In study hours, as in playtime and at meals, we were seldom long out of this French atmosphere. French class was only shorter than English. If we were permitted to talk at breakfast, it was not at all that we might amuse ourselves, but that we might practise our French which did not amuse us in the least. Many of the nuns were French, often, it is true, French from Louisiana or Canada, but their English was not one bit more fluent on that account. Altogether, there was less of Philadelphia than of France in the discipline, the devotions, and the relaxations of the Convent.

VI

But, of all the differences, the most fundamental, I think, came from the fact that the Convent was a Convent and taught us to accept the conventual, the monastic interpretation of life. We were there in, not only a French, but a cloistered atmosphere—the atmosphere that Philadelphia least of all towns could understand. The Friends had attained to peace and unworldliness by staying in their own homes and fulfilling their duty as fathers and mothers of families, as men and women of business. But the nuns saw no way to achieve this end except by shutting themselves out of the world and avoiding its temptations. The Ladies of the Sacred Heart are cloistered. They leave the Convent grounds only to journey from one of their houses to another, for care is taken that they do not, by staying over long in one school, form too strong an attachment to place or person. Where would be the use of being a nun if you were not made to understand the value of sacrifice? Their pupils are, for the time, as strictly cloistered. Not for us were the walks abroad by which most girls at boarding school keep up with the times—or get ahead of them. We were as closely confined to the Convent grounds as the nuns, except during the holidays or when a friend or relation begged for us a special outing. It was not a confinement depending on high stone walls and big gates with clanging iron chains and bars. But the wood fences running with the board walk above the railroad and about the woods and the fields and the gardens made us no less prisoners—willing and happy prisoners as we might be, and were. This gave us, or gave me at any rate, a curious idea of the Convent as a place entirely apart, a place that had nothing to do with the near town or the suburb in which it stood—a blessed oasis in the sad wilderness of the world.

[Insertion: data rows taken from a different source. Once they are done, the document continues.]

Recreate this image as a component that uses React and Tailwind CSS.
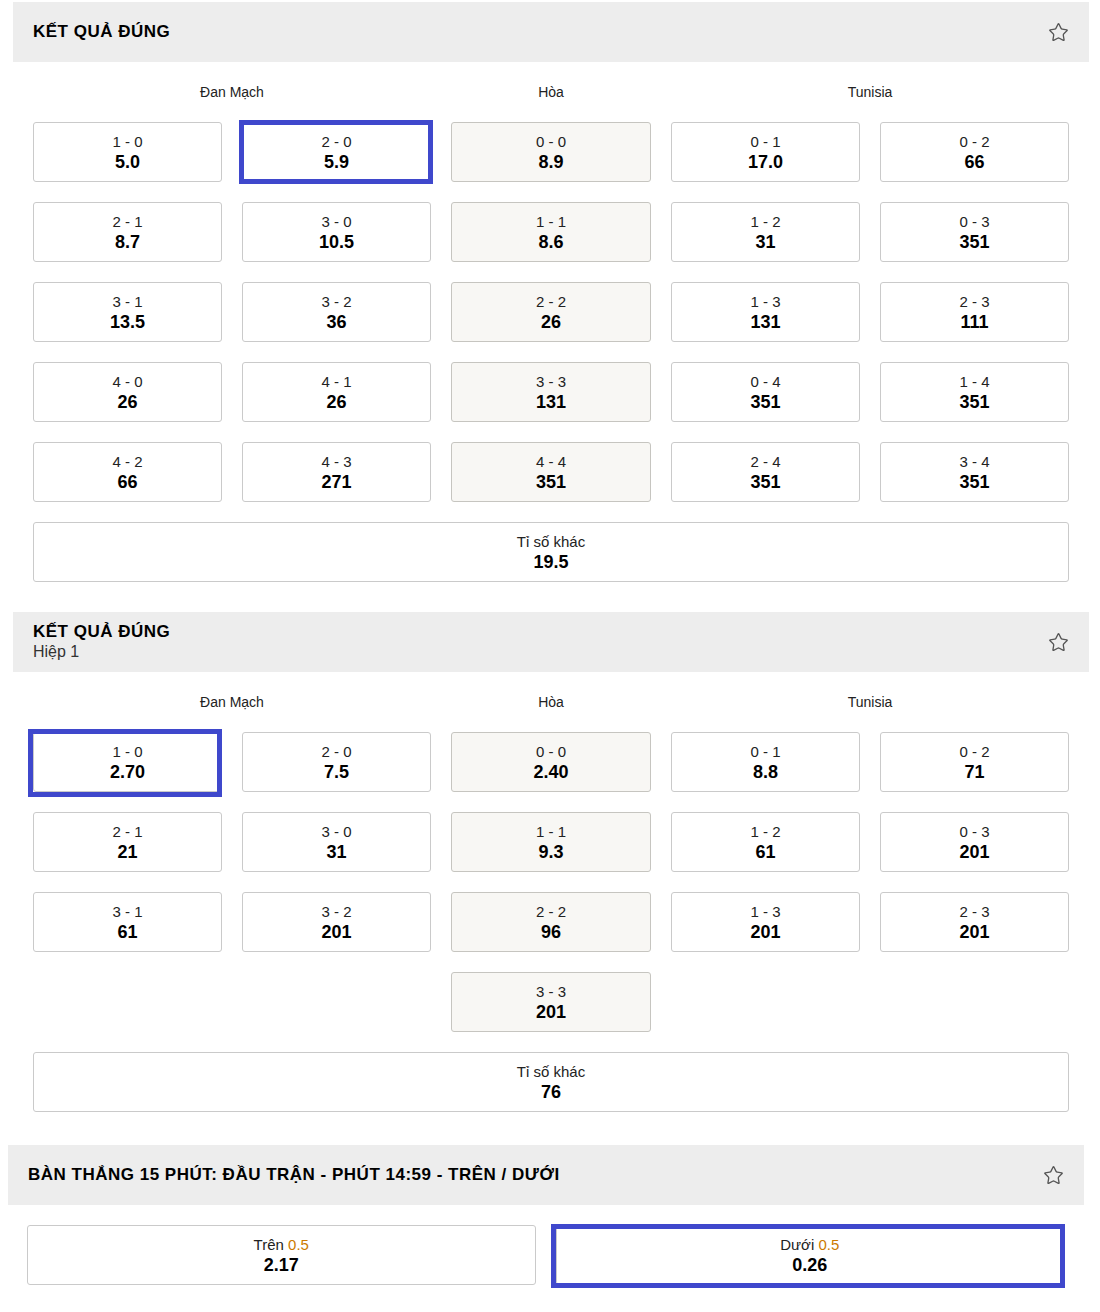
import { Star } from 'lucide-react';

// odds grids: [label, odd] per cell, middle column is the draw column
const fullTime = [
  [['1 - 0', '5.0'], ['2 - 0', '5.9'], ['0 - 0', '8.9'], ['0 - 1', '17.0'], ['0 - 2', '66']],
  [['2 - 1', '8.7'], ['3 - 0', '10.5'], ['1 - 1', '8.6'], ['1 - 2', '31'], ['0 - 3', '351']],
  [['3 - 1', '13.5'], ['3 - 2', '36'], ['2 - 2', '26'], ['1 - 3', '131'], ['2 - 3', '111']],
  [['4 - 0', '26'], ['4 - 1', '26'], ['3 - 3', '131'], ['0 - 4', '351'], ['1 - 4', '351']],
  [['4 - 2', '66'], ['4 - 3', '271'], ['4 - 4', '351'], ['2 - 4', '351'], ['3 - 4', '351']],
];

const firstHalf = [
  [['1 - 0', '2.70'], ['2 - 0', '7.5'], ['0 - 0', '2.40'], ['0 - 1', '8.8'], ['0 - 2', '71']],
  [['2 - 1', '21'], ['3 - 0', '31'], ['1 - 1', '9.3'], ['1 - 2', '61'], ['0 - 3', '201']],
  [['3 - 1', '61'], ['3 - 2', '201'], ['2 - 2', '96'], ['1 - 3', '201'], ['2 - 3', '201']],
];

const Cell = ({ label, odd, mid, sel }) => (
  <div
    className={`relative h-[60px] rounded-[3px] border flex flex-col items-center justify-center ${
      mid ? 'bg-[#f8f7f4] border-[#c6c5c0]' : 'bg-white border-[#cacaca]'
    }`}
  >
    <div className="text-[15px] leading-5 text-[#222]">{label}</div>
    <div className="text-[18px] font-bold leading-5 text-black">{odd}</div>
    {sel && <div className={`absolute border-[5px] border-[#3f48cc] ${sel}`} />}
  </div>
);

const Header = ({ title, sub }) => (
  <div className="h-[60px] bg-[#ededed] flex items-center justify-between px-5">
    <div>
      <div className="text-[17px] font-bold tracking-[0.5px] leading-5 text-black">{title}</div>
      {sub && <div className="text-[16px] leading-5 text-[#333]">{sub}</div>}
    </div>
    <Star size={21} strokeWidth={1.5} className="text-[#555]" />
  </div>
);

const cols = 'grid grid-cols-[189px_189px_200px_189px_189px] gap-x-5';

const Teams = () => (
  <div className={`${cols} h-[60px] items-center text-center text-[14px] text-[#222]`}>
    <div className="col-span-2">Đan Mạch</div>
    <div>Hòa</div>
    <div className="col-span-2">Tunisia</div>
  </div>
);

export default function App() {
  return (
    <div className="w-[1100px] bg-white pt-[2px] pb-6 font-['Liberation_Sans',Arial,sans-serif]">
      {/* full time */}
      <section className="ml-[13px] w-[1076px]">
        <Header title="KẾT QUẢ ĐÚNG" />
        <div className="px-5">
          <Teams />
          <div className={`${cols} gap-y-5`}>
            {fullTime.flat().map(([l, o], i) => (
              <Cell
                key={i}
                label={l}
                odd={o}
                mid={i % 5 === 2}
                sel={i === 1 ? '-left-[4px] -top-[3px] -right-[3px] -bottom-[3px]' : null}
              />
            ))}
          </div>
          <div className="mt-5">
            <Cell label="Tỉ số khác" odd="19.5" />
          </div>
        </div>
      </section>

      {/* first half */}
      <section className="ml-[13px] w-[1076px] mt-[30px]">
        <Header title="KẾT QUẢ ĐÚNG" sub="Hiệp 1" />
        <div className="px-5">
          <Teams />
          <div className={`${cols} gap-y-5`}>
            {firstHalf.flat().map(([l, o], i) => (
              <Cell
                key={i}
                label={l}
                odd={o}
                mid={i % 5 === 2}
                sel={i === 0 ? '-left-[6px] -top-[4px] -right-[1px] -bottom-[6px]' : null}
              />
            ))}
            <div className="col-start-3">
              <Cell label="3 - 3" odd="201" mid />
            </div>
          </div>
          <div className="mt-5">
            <Cell label="Tỉ số khác" odd="76" />
          </div>
        </div>
      </section>

      {/* 15 min over/under */}
      <section className="ml-[8px] w-[1076px] mt-[33px]">
        <Header title="BÀN THẮNG 15 PHÚT: ĐẦU TRẬN - PHÚT 14:59 - TRÊN / DƯỚI" />
        <div className="pl-[19px] pr-5 pt-5 grid grid-cols-2 gap-5">
          <Cell
            label={<>Trên <span className="text-[#cc7a00]">0.5</span></>}
            odd="2.17"
          />
          <Cell
            label={<>Dưới <span className="text-[#cc7a00]">0.5</span></>}
            odd="0.26"
            sel="-left-[6px] -top-[2px] -right-[2px] -bottom-[4px]"
          />
        </div>
      </section>
    </div>
  );
}
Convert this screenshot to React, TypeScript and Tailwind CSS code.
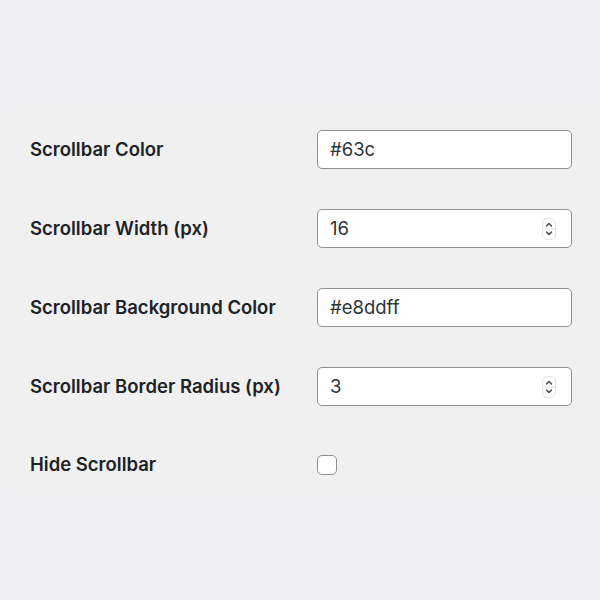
import React from "react";

function Spinner() {
  return (
    <svg width="14" height="22" viewBox="0 0 14 22" className="shrink-0">
      <rect x="0.5" y="0.5" width="13" height="21" rx="5" fill="#fff" stroke="#e2e2e4" />
      <line x1="1" y1="11" x2="13" y2="11" stroke="#e2e2e4" />
      <path d="M4.5 8 L7 5.5 L9.5 8" fill="none" stroke="#3c434a" strokeWidth="1.4" strokeLinecap="round" strokeLinejoin="round" />
      <path d="M4.5 14 L7 16.5 L9.5 14" fill="none" stroke="#3c434a" strokeWidth="1.4" strokeLinecap="round" strokeLinejoin="round" />
    </svg>
  );
}

function Field({ value, number }: { value: string; number?: boolean }) {
  return (
    <div className="flex h-[39px] w-[255px] items-center justify-between rounded-[5px] border border-[#8c8f94] bg-white pl-[12px] pr-[15px] text-[18.5px] text-[#2c3338]">
      <span>{value}</span>
      {number && <Spinner />}
    </div>
  );
}

const rows = [
  { label: "Scrollbar Color", value: "#63c" },
  { label: "Scrollbar Width (px)", value: "16", number: true },
  { label: "Scrollbar Background Color", value: "#e8ddff" },
  { label: "Scrollbar Border Radius (px)", value: "3", number: true },
];

export default function App() {
  return (
    <div className="h-[600px] w-[600px] bg-[#efeff1] pt-[108px] font-['Inter',sans-serif] text-[#1d2327]">
      <div className="ml-[12px] flex h-[383px] flex-col bg-[#f0f0f0] pl-[18px] pt-[2px]">
        {rows.map((r) => (
          <div key={r.label} className="flex h-[79px] items-center">
            <div className="w-[287px] text-[18.5px] font-semibold">{r.label}</div>
            <Field value={r.value} number={r.number} />
          </div>
        ))}
        <div className="flex items-center pt-[25px]">
          <div className="w-[287px] text-[18.5px] font-semibold">Hide Scrollbar</div>
          <div className="h-[20px] w-[20px] rounded-[5px] border border-[#8c8f94] bg-white" />
        </div>
      </div>
    </div>
  );
}
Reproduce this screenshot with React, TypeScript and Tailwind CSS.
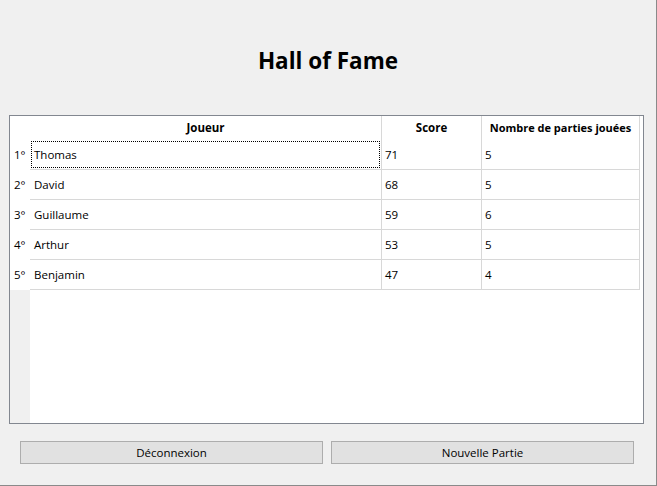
const players = [
  { rank: "1°", name: "Thomas", score: 71, games: 5 },
  { rank: "2°", name: "David", score: 68, games: 5 },
  { rank: "3°", name: "Guillaume", score: 59, games: 6 },
  { rank: "4°", name: "Arthur", score: 53, games: 5 },
  { rank: "5°", name: "Benjamin", score: 47, games: 4 },
]

const App = () => {
  return (
    <div
      className="w-[657px] h-[486px] bg-[#f0f0f0] border-r border-b border-[#8a8a8a] text-black text-[11.5px] flex flex-col"
      style={{ fontFamily: '"Open Sans", "Noto Sans", sans-serif' }}
    >
      {/* TITLE */}
      <h1 className="text-center font-bold text-[22.5px] leading-[32px] pt-[45px] pb-[38px]">
        Hall of Fame
      </h1>

      {/* TABLE */}
      <div className="ml-[9px] w-[635px] h-[309px] border border-[#828790] bg-white flex flex-col">
        {/* HEADER */}
        <div className="flex h-[24px] font-bold">
          <div className="w-[20px]" />
          <div className="w-[352px] border-r border-[#d8d8d8] flex items-center justify-center">Joueur</div>
          <div className="w-[100px] border-r border-[#d8d8d8] flex items-center justify-center">Score</div>
          <div className="w-[158px] border-r border-[#d8d8d8] flex items-center justify-center text-[11px]">Nombre de parties jouées</div>
        </div>

        {/* ROWS */}
        {players.map((p, i) => (
          <div key={p.rank} className="flex h-[30px]">
            <div className="w-[20px] flex items-center pl-[4px]">{p.rank}</div>
            <div className="w-[352px] border-r border-b border-[#d8d8d8] flex items-center p-[1px]">
              <div
                className={
                  "w-full h-full flex items-center pl-[2px] " +
                  (i === 0 ? "border border-dotted border-black" : "border border-transparent")
                }
              >
                {p.name}
              </div>
            </div>
            <div className="w-[100px] border-r border-b border-[#d8d8d8] flex items-center pl-[3px]">{p.score}</div>
            <div className="w-[158px] border-r border-b border-[#d8d8d8] flex items-center pl-[3px]">{p.games}</div>
          </div>
        ))}

        {/* EMPTY AREA */}
        <div className="flex flex-1">
          <div className="w-[20px] bg-[#f0f0f0]" />
        </div>
      </div>

      {/* ACTIONS */}
      <div className="flex gap-[8px] ml-[20px] mt-[17px]">
        <button className="w-[303px] h-[23px] bg-[#e1e1e1] border border-[#adadad] text-[11.5px]">Déconnexion</button>
        <button className="w-[303px] h-[23px] bg-[#e1e1e1] border border-[#adadad] text-[11.5px]">Nouvelle Partie</button>
      </div>
    </div>
  )
}

export default App
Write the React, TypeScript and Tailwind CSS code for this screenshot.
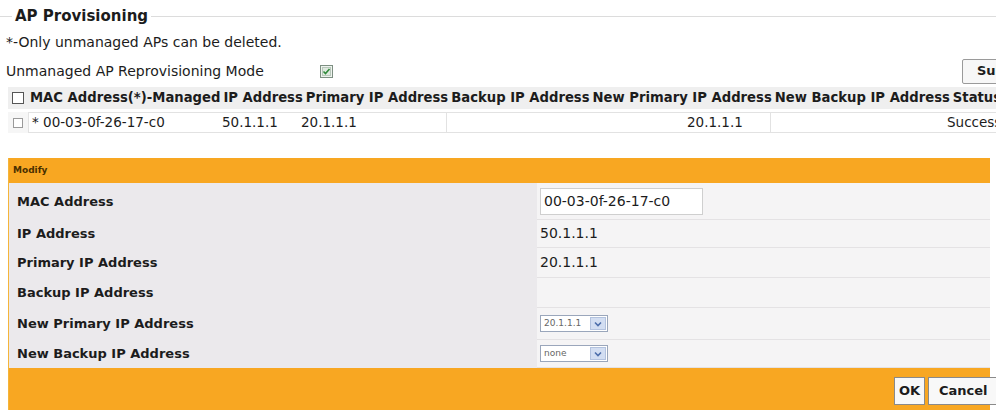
import React from 'react';

const headers = [
  'MAC Address(*)-Managed',
  'IP Address',
  'Primary IP Address',
  'Backup IP Address',
  'New Primary IP Address',
  'New Backup IP Address',
  'Status',
];

function Box({ light }: { light?: boolean }) {
  return (
    <span
      className={
        light
          ? 'block w-[10px] h-[10px] border border-[#9a9a9a] bg-white'
          : 'block w-[12px] h-[12px] border border-[#555] bg-white'
      }
    />
  );
}

function CheckedBox() {
  return (
    <svg className="shrink-0" width="13" height="13" viewBox="0 0 13 13">
      <rect x="0.5" y="0.5" width="12" height="12" fill="#eef3ee" stroke="#7d8f82" />
      <rect x="2.5" y="2.5" width="8" height="8" fill="#dfe9df" stroke="#b8c8bb" />
      <path d="M3.5 6.5 L5.5 8.5 L9.5 4" fill="none" stroke="#2f8a3a" strokeWidth="1.6" />
    </svg>
  );
}

function Select({ value }: { value: string }) {
  return (
    <div className="flex items-center w-[68px] h-[17px] border border-[#9aa6bb] bg-white">
      <span className="flex-1 pl-[3px] text-[9px] text-[#666] leading-none">{value}</span>
      <span className="flex items-center justify-center w-[16px] h-[13px] mr-[1px] bg-[#d3def2] border border-[#b3c2de]">
        <svg width="8" height="6" viewBox="0 0 8 6">
          <path d="M1 1.5 L4 4.5 L7 1.5" fill="none" stroke="#4d6eab" strokeWidth="1.6" />
        </svg>
      </span>
    </div>
  );
}

const rows: { label: string; h: string; value: React.ReactNode }[] = [
  {
    label: 'MAC Address',
    h: 'h-[37px]',
    value: (
      <div className="mt-[1px] w-[163px] h-[27px] border border-[#cfcfcf] bg-white pl-[3px] flex items-center text-[14px]">
        00-03-0f-26-17-c0
      </div>
    ),
  },
  { label: 'IP Address', h: 'h-[28px]', value: <span className="text-[14px]">50.1.1.1</span> },
  { label: 'Primary IP Address', h: 'h-[30px]', value: <span className="text-[14px]">20.1.1.1</span> },
  { label: 'Backup IP Address', h: 'h-[30px]', value: null },
  { label: 'New Primary IP Address', h: 'h-[32px]', value: <Select value="20.1.1.1" /> },
  { label: 'New Backup IP Address', h: 'h-[28px]', value: <Select value="none" /> },
];

export default function App() {
  return (
    <div className="w-[996px] h-[415px] overflow-hidden bg-white text-[#1c1c1c] font-['DejaVu_Sans',sans-serif]">
      {/* AP Provisioning */}
      <fieldset className="mt-[7px] w-[990px] border-t border-r border-[#dcdcdc]">
        <legend className="ml-[12px] px-[3px] text-[15px] font-bold leading-[18px]">AP Provisioning</legend>

        <div className="w-[1040px]">
          <p className="mt-[8px] pl-[6px] text-[14px] leading-[18px]">*-Only unmanaged APs can be deleted.</p>

          <div className="mt-[7px] flex items-center h-[26px]">
            <span className="shrink-0 pl-[6px] w-[320px] text-[14px] whitespace-nowrap">Unmanaged AP Reprovisioning Mode</span>
            <CheckedBox />
            <span className="shrink-0 w-[629px]" />
            <button className="shrink-0 h-[25px] px-[14px] border border-[#9a9a9a] rounded-[2px] bg-[#f7f7f7] text-[13px] font-bold">
              Submit
            </button>
          </div>

          {/* table header */}
          <div className="mt-[3px] ml-[8px] flex items-center gap-[3px] h-[22px] bg-[#efefef] text-[13.2px] font-bold whitespace-nowrap">
            <span className="w-[19px] pl-[4px]">
              <Box />
            </span>
            {headers.map((h) => (
              <span key={h}>{h}</span>
            ))}
          </div>

          {/* table row */}
          <div className="mt-[3px] ml-[8px] flex h-[21px] bg-[#f6f6f6] text-[13.5px] whitespace-nowrap">
            <span className="w-[20px] flex items-center pl-[5px]">
              <Box light />
            </span>
            <span className="w-[419px] bg-white border border-[#e2e2e2] flex items-center">
              <span className="w-[184px] pl-[3px]">* 00-03-0f-26-17-c0</span>
              <span className="w-[82px] pl-[9px]">50.1.1.1</span>
              <span className="pl-[6px]">20.1.1.1</span>
            </span>
            <span className="w-[323px] bg-white border-y border-[#e2e2e2] pl-[240px] flex items-center">20.1.1.1</span>
            <span className="w-[238px] bg-white border border-[#e2e2e2] pl-[176px] flex items-center">Success</span>
          </div>

          {/* Modify panel */}
          <div className="mt-[25px] ml-[8px] w-[982px] border-l border-[#f5b53a]">
            <div className="h-[25px] bg-[#f8a722] flex items-center pl-[4px] text-[9px] font-bold text-[#4a3000]">
              Modify
            </div>
            {rows.map((r) => (
              <div key={r.label} className={`flex ${r.h}`}>
                <div className="w-[528px] bg-[#ebe9ec] flex items-center pl-[8px] text-[13px] font-bold">
                  {r.label}
                </div>
                <div className="flex-1 bg-[#f5f4f5] border-b border-[#e4e2e4] flex items-center pl-[3px]">
                  {r.value}
                </div>
              </div>
            ))}
            <div className="h-[42px] bg-[#f8a722] flex items-center justify-end">
              <div className="flex gap-[3px] -mr-[8px] mt-[3px]">
                <button className="h-[28px] px-[4px] border border-[#8a8a8a] bg-[#f8f8f8] text-[13px] font-bold">OK</button>
                <button className="h-[28px] w-[70px] pl-[10px] text-left border border-[#8a8a8a] bg-[#f8f8f8] text-[13px] font-bold">
                  Cancel
                </button>
              </div>
            </div>
          </div>
        </div>
      </fieldset>
    </div>
  );
}
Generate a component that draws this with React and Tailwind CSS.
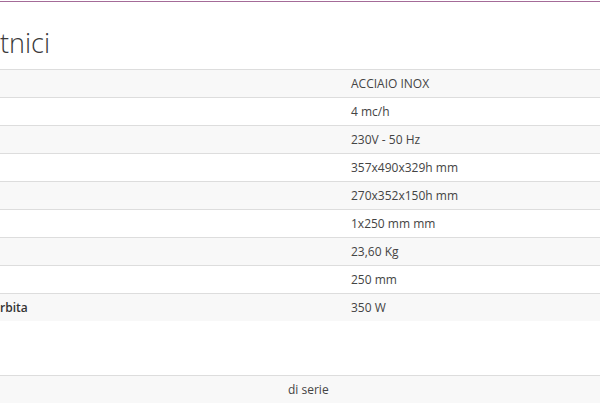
import React from 'react';

const rows = [
  { label: '', value: 'ACCIAIO INOX' },
  { label: '', value: '4 mc/h' },
  { label: '', value: '230V - 50 Hz' },
  { label: '', value: '357x490x329h mm' },
  { label: '', value: '270x352x150h mm' },
  { label: '', value: '1x250 mm mm' },
  { label: '', value: '23,60 Kg' },
  { label: '', value: '250 mm' },
  { label: 'rbita', value: '350 W' },
];

export default function App() {
  return (
    <div className="w-[600px] h-[417px] bg-white overflow-hidden font-['Open_Sans',sans-serif] text-[#333]">
      <div className="h-[1px] bg-white" />
      <div className="h-[1px] bg-[#a46b98]" />

      {/* section title, cut off at the left edge */}
      <h2 className="mt-[26px] h-[41px] text-[27px] font-light leading-[30px] text-[#3a3a3a]">tnici</h2>

      {/* technical data */}
      <div>
        {rows.map((row, i) => (
          <div
            key={i}
            className={`flex h-[28px] items-center border-t border-[#dddddd] text-[12px] ${
              i % 2 === 0 ? 'bg-[#f8f8f8]' : 'bg-white'
            }`}
          >
            <div className="w-[351px] font-semibold text-[#333]">{row.label}</div>
            <div className="text-[#444]">{row.value}</div>
          </div>
        ))}
      </div>

      {/* accessories */}
      <div className="mt-[54px] flex h-[28px] items-center border-t border-[#dddddd] bg-[#f8f8f8] text-[12px] text-[#444]">
        <div className="w-[288px]" />
        <div>di serie</div>
      </div>
    </div>
  );
}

There is no question that, as a result, I felt myself in anticipation a stranger in the wilderness into which I knew I must one day go from the oasis, and in which I used to imagine I should be as much of an exile as the Children of Israel in the desert. Of course I was not quite that when the time came, but that for an interval I was convinced I must be explains how unlike in atmosphere the Convent was to Eleventh and Spruce.